ビートとしては旅の始まりにあたる「プロットポイント1」、旅の終わりにあたる「プロットポイント2」はありますが、それ以外のヒーローズジャーニーに必須のビートがほとんどありません。代わりにあるのは感情表出としての「ビート」や、笑いとしての「ビート」です。

「ビート」の本来の意義は観客を飽きさせないために変化をつけることだけです。成長物語であるモノミスやヒーローズジャーニーでは、主人公を変化させるためにビートに意義を重ねていきますが、変化を強いない「日常系プロット」においては、試練にあたる「バトル」も決断する「死」も必要ありません。

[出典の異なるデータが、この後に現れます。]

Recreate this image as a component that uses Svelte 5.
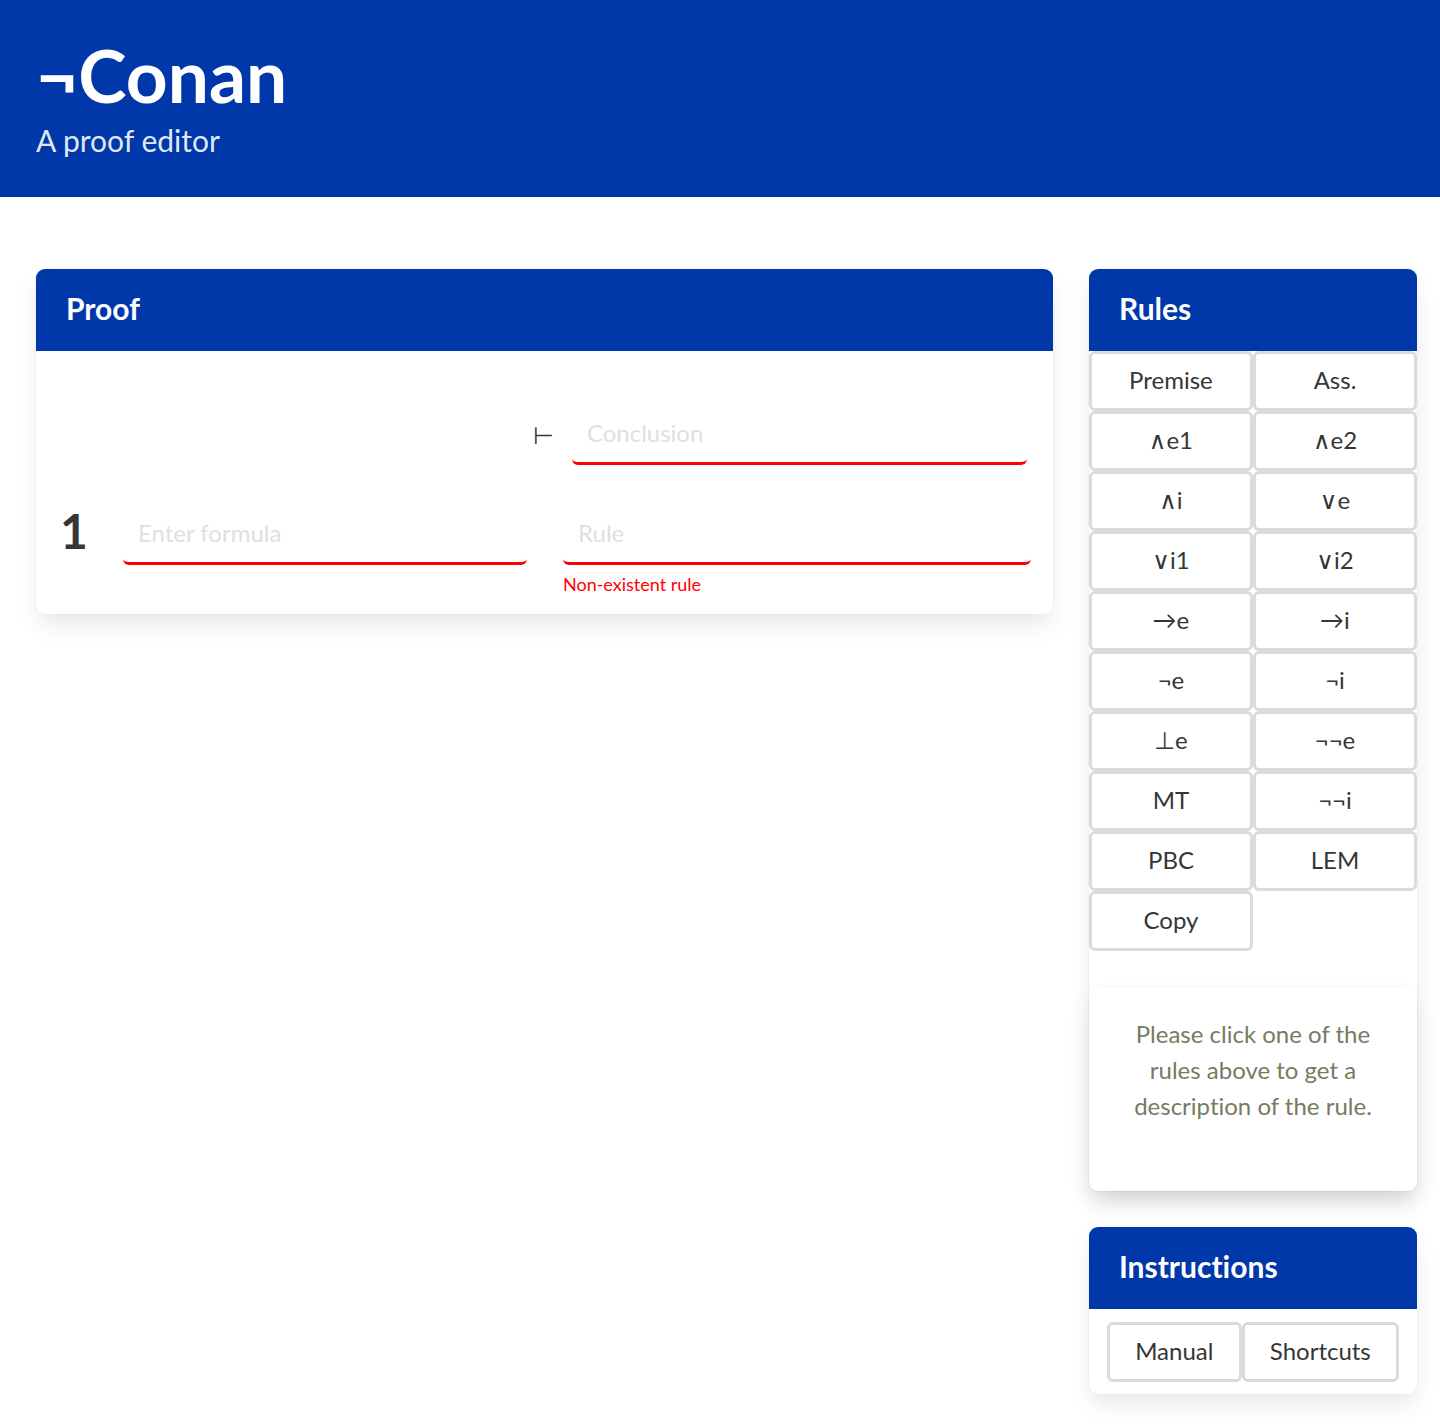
<script>
  const rules = [
    'Premise', 'Ass.',
    '∧e1', '∧e2',
    '∧i', '∨e',
    '∨i1', '∨i2',
    '→e', '→i',
    '¬e', '¬i',
    '⊥e', '¬¬e',
    'MT', '¬¬i',
    'PBC', 'LEM',
    'Copy'
  ];

  let conclusion = $state('');
  let steps = $state([{ formula: '', rule: '' }]);
</script>

<header class="hero">
  <h1>¬Conan</h1>
  <p>A proof editor</p>
</header>

<main>
  <section class="card">
    <h2>Proof</h2>
    <div class="proof">
      <div class="sequent">
        <div class="premises"></div>
        <span class="turnstile">⊢</span>
        <input type="text" placeholder="Conclusion" aria-label="Conclusion" bind:value={conclusion} />
      </div>
      {#each steps as step, i}
        <div class="step">
          <span class="number">{i + 1}</span>
          <input type="text" placeholder="Enter formula" aria-label="Formula {i + 1}" bind:value={step.formula} />
          <div class="rule">
            <input type="text" placeholder="Rule" aria-label="Rule {i + 1}" bind:value={step.rule} />
            <p class="error">Non-existent rule</p>
          </div>
        </div>
      {/each}
    </div>
  </section>

  <aside>
    <section class="card">
      <h2>Rules</h2>
      <div class="rules">
        {#each rules as rule}
          <button type="button">{rule}</button>
        {/each}
      </div>
      <div class="card description">
        <p>Please click one of the rules above to get a description of the rule.</p>
      </div>
    </section>

    <section class="card">
      <h2>Instructions</h2>
      <div class="actions">
        <button type="button">Manual</button>
        <button type="button">Shortcuts</button>
      </div>
    </section>
  </aside>
</main>

<style>
  :global(body) {
    background: #fff;
    color: #363636;
    font-family: Lato, "DejaVu Sans", sans-serif;
    font-size: 24px;
    font-variant-ligatures: none;
    line-height: 36px;
  }

  h1, h2, p {
    margin: 0;
  }

  .hero {
    padding: 35px 36px 38px;
    background: #0038a9;
    color: #fff;
  }

  .hero h1 {
    margin-bottom: 5px;
    font-size: 73px;
    font-weight: 700;
    line-height: 81px;
  }

  .hero p {
    font-size: 30px;
    font-weight: 400;
    line-height: 38px;
    color: rgba(255, 255, 255, 0.9);
  }

  main {
    display: grid;
    grid-template-columns: 3.1fr 1fr;
    align-items: start;
    gap: 36px;
    padding: 72px 23px 31px 36px;
  }

  aside {
    display: grid;
    gap: 36px;
  }

  .card {
    border-radius: 9px;
    background: #fff;
    box-shadow: 0 12px 24px -3px rgba(10, 10, 10, 0.1), 0 0 0 1px rgba(10, 10, 10, 0.02);
  }

  h2 {
    padding: 17px 30px 20px;
    border-radius: 9px 9px 0 0;
    background: #0038a9;
    color: #fff;
    font-size: 30px;
    font-weight: 700;
    line-height: 45px;
  }

  .proof {
    padding: 54px 22px 15px 24px;
  }

  .sequent {
    display: grid;
    grid-template-columns: 1fr auto 1fr;
    align-items: center;
    gap: 18px;
    padding-right: 4px;
    margin-bottom: 40px;
  }

  .turnstile {
    text-align: center;
  }

  input {
    box-sizing: border-box;
    width: 100%;
    min-width: 0;
    height: 60px;
    padding: 0 15px 2px;
    border: 0;
    border-bottom: 3px solid #f00;
    border-radius: 6px;
    background: transparent;
    color: #363636;
    font: inherit;
  }

  input::placeholder {
    color: #e0e0e0;
    opacity: 1;
  }

  .step {
    display: grid;
    grid-template-columns: 27px 404fr 468fr;
    align-items: start;
    gap: 36px;
  }

  .number {
    font-size: 48px;
    font-weight: 700;
    line-height: 52px;
  }

  .error {
    padding: 6px 0 1px;
    color: #f00;
    font-size: 18px;
    line-height: 27px;
  }

  .rules {
    display: grid;
    grid-template-columns: 1fr 1fr;
  }

  button {
    box-sizing: border-box;
    height: 60px;
    padding: 0 24px 2px;
    border: 3px solid #dbdbdb;
    border-radius: 6px;
    background: #fff;
    color: #363636;
    font: inherit;
    text-align: center;
    cursor: pointer;
  }

  .description {
    margin-top: 36px;
    padding: 29px 30px 67px;
    color: #787a62;
    text-align: center;
  }

  .actions {
    display: flex;
    padding: 13px 18px 12px;
  }

  .actions button {
    flex: 1 1 auto;
  }
</style>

成長する主人公は感動を生みます。スポーツでどん底から這い上がった選手に感動するのと同じです。
では、成長しない主人公は何を与えるのでしょうか?

それは「安心」です。
幼児向けのアニメを想像してみてください。その世界には根本的な悪者はいません。出来心などから問題を起こしてしまうことはあっても、取り返しのつかない過ちをけして犯しません。だからこそ元通りにもどれます(変化しないでいられる)。幼児にとっては未知なことだらけの現実世界を間接的に学ぶ場ですが、大人がそれを楽しむとしたたら現実逃避です。心理学の退行の一種ともいえるかもしれません。

また「ノスタルジー」とも言えます。それぞれの作品で描かれる時代や家族観をなつかしむこと。また、変わらない時間を生きている物語の世界に浸ることで、現実逃避の役目も果たしています。

これは現代における物語が果たす役目の一つだと思います。その背景にあるのは現実生活での不満や鬱屈であるのかもしれません。